Without the pictures, set down the records below word for word.

## Start Entries

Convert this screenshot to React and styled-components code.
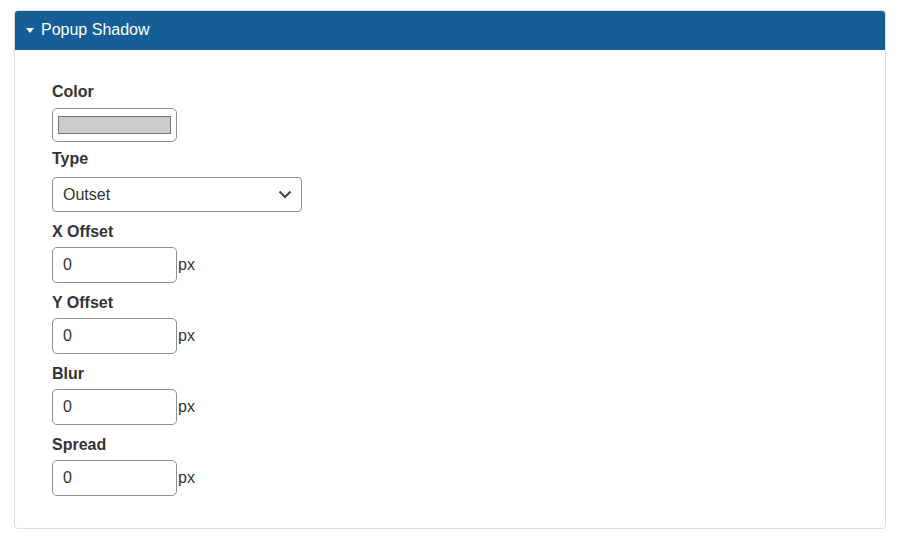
import React from "react";
import styled, { createGlobalStyle } from "styled-components";

const Global = createGlobalStyle`
  html, body { margin: 0; padding: 0; background: #fff; }
  body { font-family: "Liberation Sans", Arial, sans-serif; color: #333; }
  * { box-sizing: border-box; }
`;

const Page = styled.div`
  padding: 10px 14px;
`;

const Panel = styled.section`
  border: 1px solid #dcdcdc;
  border-radius: 4px;
  overflow: hidden;
`;

const Header = styled.div`
  height: 40px;
  background: #155e96;
  color: #fff;
  display: flex;
  align-items: center;
  padding-left: 12px;
  gap: 7px;
  font-size: 16px;
  margin: -1px -1px 0 -1px;
  border-radius: 4px 4px 0 0;
`;

const Caret = styled.span`
  width: 0;
  height: 0;
  border-left: 4px solid transparent;
  border-right: 4px solid transparent;
  border-top: 5px solid #fff;
  margin-top: 1px;
`;

const Body = styled.div`
  padding: 32px 37px 22px;
`;

const Field = styled.div`
  margin-bottom: ${(p) => p.$mb ?? 10}px;
`;

const Label = styled.div`
  font-weight: bold;
  font-size: 16px;
  line-height: 20px;
  color: #333;
  margin-bottom: ${(p) => p.$mb ?? 5}px;
`;

const ColorBox = styled.div`
  width: 125px;
  height: 34px;
  border: 1px solid #8f8f8f;
  border-radius: 5px;
  padding: 7px 5px;
`;

const Swatch = styled.div`
  height: 18px;
  background: #cccccc;
  border: 1px solid #777;
`;

const Select = styled.div`
  width: 250px;
  height: 35px;
  border: 1px solid #8f8f8f;
  border-radius: 4px;
  display: flex;
  align-items: center;
  justify-content: space-between;
  padding: 0 9px 0 10px;
  font-size: 16px;
  color: #333;
`;

const Row = styled.div`
  display: flex;
  align-items: center;
`;

const Input = styled.div`
  width: 125px;
  height: 36px;
  border: 1px solid #8f8f8f;
  border-radius: 5px;
  display: flex;
  align-items: center;
  padding-left: 10px;
  font-size: 16px;
  color: #333;
`;

const Unit = styled.span`
  font-size: 16px;
  color: #333;
  margin-left: 1px;
`;

const numbers = ["X Offset", "Y Offset", "Blur", "Spread"];

export default function App() {
  return (
    <>
      <Global />
      <Page>
        <Panel>
          <Header>
            <Caret />
            <span>Popup Shadow</span>
          </Header>
          <Body>
            <Field $mb={7}>
              <Label $mb={6}>Color</Label>
              <ColorBox>
                <Swatch />
              </ColorBox>
            </Field>
            <Field>
              <Label $mb={8}>Type</Label>
              <Select>
                <span>Outset</span>
                <svg width="14" height="9" viewBox="0 0 14 9">
                  <path d="M1.5 1.5 L7 7 L12.5 1.5" fill="none" stroke="#444" strokeWidth="2" />
                </svg>
              </Select>
            </Field>
            {numbers.map((n) => (
              <Field key={n}>
                <Label>{n}</Label>
                <Row>
                  <Input>0</Input>
                  <Unit>px</Unit>
                </Row>
              </Field>
            ))}
          </Body>
        </Panel>
      </Page>
    </>
  );
}
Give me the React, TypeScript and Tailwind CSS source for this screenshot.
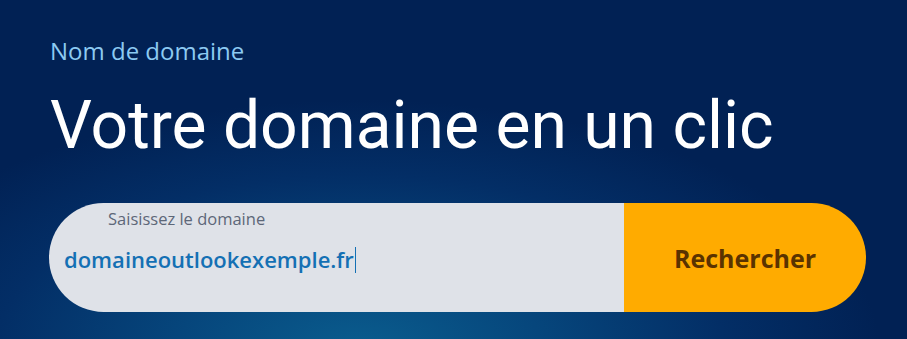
import React from 'react';

const App: React.FC = () => {
  return (
    <div className="relative w-[907px] h-[339px] overflow-hidden bg-[#012154] bg-[radial-gradient(ellipse_520px_250px_at_360px_350px,#0a5d8e_0%,#06467c_35%,#032e66_70%,#012154_100%)]">
      <div className="pl-[50px] pt-[36px]">
        <p className="text-[24px] leading-[29px] text-[#8ccaf2] font-['Open_Sans',sans-serif]">
          Nom de domaine
        </p>
        <h1 className="mt-[21px] text-[66px] leading-[80px] text-white font-['Roboto',sans-serif]">
          Votre domaine en un clic
        </h1>
      </div>

      <form
        className="mt-[37px] ml-[49px] flex w-[817px] h-[109px] rounded-full overflow-hidden"
        onSubmit={(e) => e.preventDefault()}
      >
        <label className="relative flex-1 bg-[#dfe2e8] font-['Open_Sans',sans-serif]">
          <span className="absolute left-[59px] top-[4px] text-[16.5px] text-[#5d6778]">
            Saisissez le domaine
          </span>
          <span className="absolute left-[15px] top-[40px] flex items-center text-[22px] font-semibold text-[#1470b4]">
            domaineoutlookexemple.fr
            <span className="ml-[1px] inline-block w-[1px] h-[26px] bg-[#1470b4]" />
          </span>
        </label>
        <button
          type="submit"
          className="w-[242px] pt-[3px] bg-[#ffab00] text-[25px] font-bold text-[#5a3300] font-['Open_Sans',sans-serif]"
        >
          Rechercher
        </button>
      </form>
    </div>
  );
};

export default App;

## End Entries

-- Response to this exercise --
Convert this screenshot to React and styled-components code.
import React from "react";
import styled, { createGlobalStyle } from "styled-components";

const Global = createGlobalStyle`
  html, body { margin: 0; padding: 0; background: #fff; }
  body { font-family: "Liberation Sans", Arial, sans-serif; color: #333; }
  * { box-sizing: border-box; }
`;

const Page = styled.div`
  padding: 10px 14px;
`;

const Panel = styled.section`
  border: 1px solid #dcdcdc;
  border-radius: 4px;
  overflow: hidden;
`;

const Header = styled.div`
  height: 40px;
  background: #155e96;
  color: #fff;
  display: flex;
  align-items: center;
  padding-left: 12px;
  gap: 7px;
  font-size: 16px;
  margin: -1px -1px 0 -1px;
  border-radius: 4px 4px 0 0;
`;

const Caret = styled.span`
  width: 0;
  height: 0;
  border-left: 4px solid transparent;
  border-right: 4px solid transparent;
  border-top: 5px solid #fff;
  margin-top: 1px;
`;

const Body = styled.div`
  padding: 32px 37px 22px;
`;

const Field = styled.div`
  margin-bottom: ${(p) => p.$mb ?? 10}px;
`;

const Label = styled.div`
  font-weight: bold;
  font-size: 16px;
  line-height: 20px;
  color: #333;
  margin-bottom: ${(p) => p.$mb ?? 5}px;
`;

const ColorBox = styled.div`
  width: 125px;
  height: 34px;
  border: 1px solid #8f8f8f;
  border-radius: 5px;
  padding: 7px 5px;
`;

const Swatch = styled.div`
  height: 18px;
  background: #cccccc;
  border: 1px solid #777;
`;

const Select = styled.div`
  width: 250px;
  height: 35px;
  border: 1px solid #8f8f8f;
  border-radius: 4px;
  display: flex;
  align-items: center;
  justify-content: space-between;
  padding: 0 9px 0 10px;
  font-size: 16px;
  color: #333;
`;

const Row = styled.div`
  display: flex;
  align-items: center;
`;

const Input = styled.div`
  width: 125px;
  height: 36px;
  border: 1px solid #8f8f8f;
  border-radius: 5px;
  display: flex;
  align-items: center;
  padding-left: 10px;
  font-size: 16px;
  color: #333;
`;

const Unit = styled.span`
  font-size: 16px;
  color: #333;
  margin-left: 1px;
`;

const numbers = ["X Offset", "Y Offset", "Blur", "Spread"];

export default function App() {
  return (
    <>
      <Global />
      <Page>
        <Panel>
          <Header>
            <Caret />
            <span>Popup Shadow</span>
          </Header>
          <Body>
            <Field $mb={7}>
              <Label $mb={6}>Color</Label>
              <ColorBox>
                <Swatch />
              </ColorBox>
            </Field>
            <Field>
              <Label $mb={8}>Type</Label>
              <Select>
                <span>Outset</span>
                <svg width="14" height="9" viewBox="0 0 14 9">
                  <path d="M1.5 1.5 L7 7 L12.5 1.5" fill="none" stroke="#444" strokeWidth="2" />
                </svg>
              </Select>
            </Field>
            {numbers.map((n) => (
              <Field key={n}>
                <Label>{n}</Label>
                <Row>
                  <Input>0</Input>
                  <Unit>px</Unit>
                </Row>
              </Field>
            ))}
          </Body>
        </Panel>
      </Page>
    </>
  );
}
Give me the React, TypeScript and Tailwind CSS source for this screenshot.
import React from 'react';

const App: React.FC = () => {
  return (
    <div className="relative w-[907px] h-[339px] overflow-hidden bg-[#012154] bg-[radial-gradient(ellipse_520px_250px_at_360px_350px,#0a5d8e_0%,#06467c_35%,#032e66_70%,#012154_100%)]">
      <div className="pl-[50px] pt-[36px]">
        <p className="text-[24px] leading-[29px] text-[#8ccaf2] font-['Open_Sans',sans-serif]">
          Nom de domaine
        </p>
        <h1 className="mt-[21px] text-[66px] leading-[80px] text-white font-['Roboto',sans-serif]">
          Votre domaine en un clic
        </h1>
      </div>

      <form
        className="mt-[37px] ml-[49px] flex w-[817px] h-[109px] rounded-full overflow-hidden"
        onSubmit={(e) => e.preventDefault()}
      >
        <label className="relative flex-1 bg-[#dfe2e8] font-['Open_Sans',sans-serif]">
          <span className="absolute left-[59px] top-[4px] text-[16.5px] text-[#5d6778]">
            Saisissez le domaine
          </span>
          <span className="absolute left-[15px] top-[40px] flex items-center text-[22px] font-semibold text-[#1470b4]">
            domaineoutlookexemple.fr
            <span className="ml-[1px] inline-block w-[1px] h-[26px] bg-[#1470b4]" />
          </span>
        </label>
        <button
          type="submit"
          className="w-[242px] pt-[3px] bg-[#ffab00] text-[25px] font-bold text-[#5a3300] font-['Open_Sans',sans-serif]"
        >
          Rechercher
        </button>
      </form>
    </div>
  );
};

export default App;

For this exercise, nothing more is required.